Descartemos, pues, de una vez, las ficciones de todas nuestras palabras y todos nuestros actos, arrojemos la máscara con que cubrirnos nuestra existencia. ¿Ocultaremos siempre bajo tierra la fuente de la vida? ¿Sepultaremos siempre a Dios en el fondo del alma y de la mente del hombre? ¿Seguiremos por más tiempo arrebatando a nuestros hijos, a nuestros alumnos, a nuestros discípulos, ese gozo indecible que los mismos beben en la convicción de que su alma y su espíritu proceden de la eterna fuente de la vida? ¿Continuaréis, oh padres, o vosotros que les sustituís, ahogando los más vivificantes y los más fecundos principios bajo una pedantesca acumulación de inutilidades presuntuosas? ¡Nos replicáis que vuestro hijo crece en edad, que pronto será mayor y deberá proveer a sus necesidades! ¡Permitidnos que os recordemos esta frase del Evangelio: «¡Buscad el reino de los cielos, y lo demás os será dado en exceso!» Pero no comprendéis vosotros esas palabras, porque no comprendéis ni la filosofía de la vida.
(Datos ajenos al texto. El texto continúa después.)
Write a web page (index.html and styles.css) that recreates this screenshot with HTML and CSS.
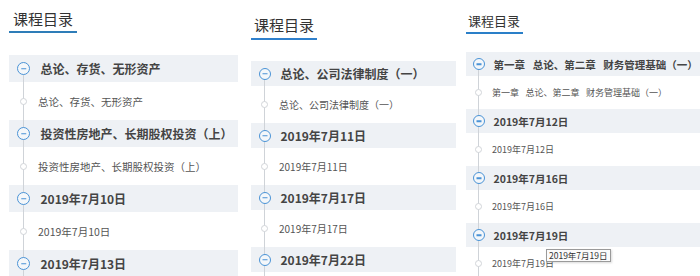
FILE: index.html
```html
<!DOCTYPE html>
<html lang="zh-CN">
<head>
    <meta charset="UTF-8">
    <meta name="viewport" content="width=device-width, initial-scale=1.0">
    <title>课程目录</title>
    <link rel="stylesheet" href="styles.css">
</head>
<body>
    <div class="page">
        <section class="toc toc-a">
            <h2 class="toc-title">课程目录</h2>
            <ul class="toc-list">
                <li class="group">
                    <div class="chapter"><span class="chapter-icon"></span><span>总论、存货、无形资产</span></div>
                    <div class="lesson"><span class="lesson-dot"></span><span>总论、存货、无形资产</span></div>
                </li>
                <li class="group">
                    <div class="chapter"><span class="chapter-icon"></span><span>投资性房地产、长期股权投资（上）</span></div>
                    <div class="lesson"><span class="lesson-dot"></span><span>投资性房地产、长期股权投资（上）</span></div>
                </li>
                <li class="group">
                    <div class="chapter"><span class="chapter-icon"></span><span>2019年7月10日</span></div>
                    <div class="lesson"><span class="lesson-dot"></span><span>2019年7月10日</span></div>
                </li>
                <li class="group">
                    <div class="chapter"><span class="chapter-icon"></span><span>2019年7月13日</span></div>
                    <div class="lesson"><span class="lesson-dot"></span><span>2019年7月13日</span></div>
                </li>
            </ul>
        </section>

        <section class="toc toc-b">
            <h2 class="toc-title">课程目录</h2>
            <ul class="toc-list">
                <li class="group">
                    <div class="chapter"><span class="chapter-icon"></span><span>总论、公司法律制度（一）</span></div>
                    <div class="lesson"><span class="lesson-dot"></span><span>总论、公司法律制度（一）</span></div>
                </li>
                <li class="group">
                    <div class="chapter"><span class="chapter-icon"></span><span>2019年7月11日</span></div>
                    <div class="lesson"><span class="lesson-dot"></span><span>2019年7月11日</span></div>
                </li>
                <li class="group">
                    <div class="chapter"><span class="chapter-icon"></span><span>2019年7月17日</span></div>
                    <div class="lesson"><span class="lesson-dot"></span><span>2019年7月17日</span></div>
                </li>
                <li class="group">
                    <div class="chapter"><span class="chapter-icon"></span><span>2019年7月22日</span></div>
                    <div class="lesson"><span class="lesson-dot"></span><span>2019年7月22日</span></div>
                </li>
            </ul>
        </section>

        <section class="toc toc-c">
            <h2 class="toc-title">课程目录</h2>
            <ul class="toc-list">
                <li class="group">
                    <div class="chapter"><span class="chapter-icon"></span><span class="keep-space">第一章&ensp; 总论、第二章&ensp; 财务管理基础（一）</span></div>
                    <div class="lesson"><span class="lesson-dot"></span><span class="keep-space">第一章&ensp; 总论、第二章&ensp; 财务管理基础（一）</span></div>
                </li>
                <li class="group">
                    <div class="chapter"><span class="chapter-icon"></span><span>2019年7月12日</span></div>
                    <div class="lesson"><span class="lesson-dot"></span><span>2019年7月12日</span></div>
                </li>
                <li class="group">
                    <div class="chapter"><span class="chapter-icon"></span><span>2019年7月16日</span></div>
                    <div class="lesson"><span class="lesson-dot"></span><span>2019年7月16日</span></div>
                </li>
                <li class="group">
                    <div class="chapter"><span class="chapter-icon"></span><span>2019年7月19日</span></div>
                    <div class="lesson"><span class="lesson-dot"></span><span>2019年7月19日</span>
                        <span class="tooltip">2019年7月19日</span>
                    </div>
                </li>
            </ul>
        </section>
    </div>
</body>
</html>
```

FILE: styles.css
```css
html, body {
    margin: 0;
    padding: 0;
    background-color: #ffffff;
}

body {
    width: 700px;
    height: 276px;
    overflow: hidden;
    font-family: "Noto Sans CJK SC", "Noto Sans", sans-serif;
    color: #444;
}

.page {
    display: flex;
    align-items: flex-start;
}

/* one column of the course outline */
.toc {
    --head-h: 27px;
    --sub-h: 38px;
    --icon-x: 14px;
    --icon-d: 13px;
    --text-x: 31px;
    --sub-x: 29px;
    --head-fs: 12px;
    --sub-fs: 10.5px;
    flex-shrink: 0;
}

.toc-title {
    display: inline-block;
    margin: 0;
    font-weight: normal;
    color: #333;
}

.toc-list {
    position: relative;
    list-style: none;
    margin: 0;
    padding: 0;
}

/* vertical timeline line */
.toc-list::before {
    content: "";
    position: absolute;
    left: var(--icon-x);
    top: calc(var(--head-h) / 2);
    bottom: 0;
    width: 1px;
    background-color: #cfd3d8;
    z-index: 1;
}

.chapter {
    display: flex;
    align-items: center;
    height: var(--head-h);
    padding-left: calc(var(--icon-x) - var(--icon-d) / 2 + 0.5px);
    background-color: #eef1f5;
    font-size: var(--head-fs);
    font-weight: bold;
    color: #444;
    white-space: nowrap;
}

.chapter-icon {
    position: relative;
    z-index: 2;
    flex-shrink: 0;
    box-sizing: border-box;
    width: var(--icon-d);
    height: var(--icon-d);
    margin-right: calc(var(--text-x) - var(--icon-x) - var(--icon-d) / 2);
    border: 1.5px solid #4a93d6;
    border-radius: 50%;
    background-color: #f4f7fa;
}

.chapter-icon::after {
    content: "";
    position: absolute;
    left: 50%;
    top: 50%;
    width: 50%;
    height: 1.5px;
    background-color: #4a93d6;
    transform: translate(-50%, -50%);
}

.lesson {
    position: relative;
    display: flex;
    align-items: center;
    height: var(--sub-h);
    padding-left: calc(var(--icon-x) - 3px);
    font-size: var(--sub-fs);
    color: #555;
    white-space: nowrap;
}

.lesson-dot {
    position: relative;
    z-index: 2;
    flex-shrink: 0;
    box-sizing: border-box;
    width: 7px;
    height: 7px;
    margin-right: calc(var(--sub-x) - var(--icon-x) - 4px);
    border: 1px solid #d2d5d9;
    border-radius: 50%;
    background-color: #ffffff;
}

.keep-space {
    white-space: pre;
}

.toc-a {
    margin-left: 9px;
    width: 229px;
}

.toc-a .toc-title {
    margin-top: 9px;
    padding: 0 4px 2px;
    font-size: 15px;
    line-height: 20px;
    border-bottom: 2px solid #2e7db8;
}

.toc-a .toc-list {
    margin-top: 22px;
}

.toc-b {
    --head-h: 25px;
    --sub-h: 37px;
    --icon-x: 13px;
    --icon-d: 12px;
    --text-x: 29px;
    --sub-x: 28px;
    --head-fs: 12px;
    --sub-fs: 10px;
    margin-left: 13px;
    width: 205px;
}

.toc-b .toc-title {
    margin-top: 15px;
    padding: 0 3px 3px;
    font-size: 15px;
    line-height: 20px;
    border-bottom: 2px solid #2f80cc;
}

.toc-b .toc-list {
    margin-top: 21px;
}

.toc-c {
    --head-h: 24px;
    --sub-h: 33px;
    --icon-x: 12px;
    --icon-d: 12px;
    --text-x: 27px;
    --sub-x: 26px;
    --head-fs: 10.5px;
    --sub-fs: 9px;
    margin-left: 10px;
    width: 234px;
}

.toc-c .toc-title {
    margin-top: 12px;
    padding: 0 3px 2px 2px;
    font-size: 13px;
    line-height: 18px;
    border-bottom: 2px solid #2a7fc8;
}

.toc-c .toc-list {
    margin-top: 18px;
}

.tooltip {
    position: absolute;
    left: 80px;
    top: 2px;
    padding: 0 2px;
    font-size: 8.5px;
    line-height: 11px;
    color: #333;
    background-color: #fbfbfb;
    border: 1px solid #9a9a9a;
    box-shadow: 1px 1px 2px rgba(0, 0, 0, 0.15);
}
```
El conocimiento, la penetración de todas las cosas regocijará el género humano, cuando este se convenza de la existencia de su facultad creadora y productora, cuya extensión ni siquiera supone, pues ¿quién ha puesto límites a la humanidad nacida de Dios? El niño, verdaderamente educado y desarrollado en todo su ser, emprenderá más tarde su profesión con gozo, valor y serenidad; lleno de fe en Dios y en la naturaleza, llamará sobre él y sobre su oficio una bendición múltiple; todas las virtudes cívicas y humanas residirán en su interior, como en casa propia; y sin salir de su círculo, se sentirá satisfecho de su vida de familia y encontrará en la misma la recompensa ambicionada. No diga, pues, el hombre que el hijo no se entregará jamás al oficio de su padre, porque este oficio es el más ingrato de todos; no imponga tampoco su oficio a su hijo, a causa de la ventaja o del provecho que él, su padre, encuentra en aquél; persuádase de que, por vulgar que un oficio sea, el hombre debe levantarlo y ennoblecerlo. Reconozca que la menor fuerza que se traduce en obra, procura al hombre, no tan sólo el pan, el vestido y el albergue, más también la estima de los demás hombres. No se preocupe, pues, del porvenir de sus hijos, sino para aplicar todos sus cuidados a la cultura y al desarrollo de sur interior.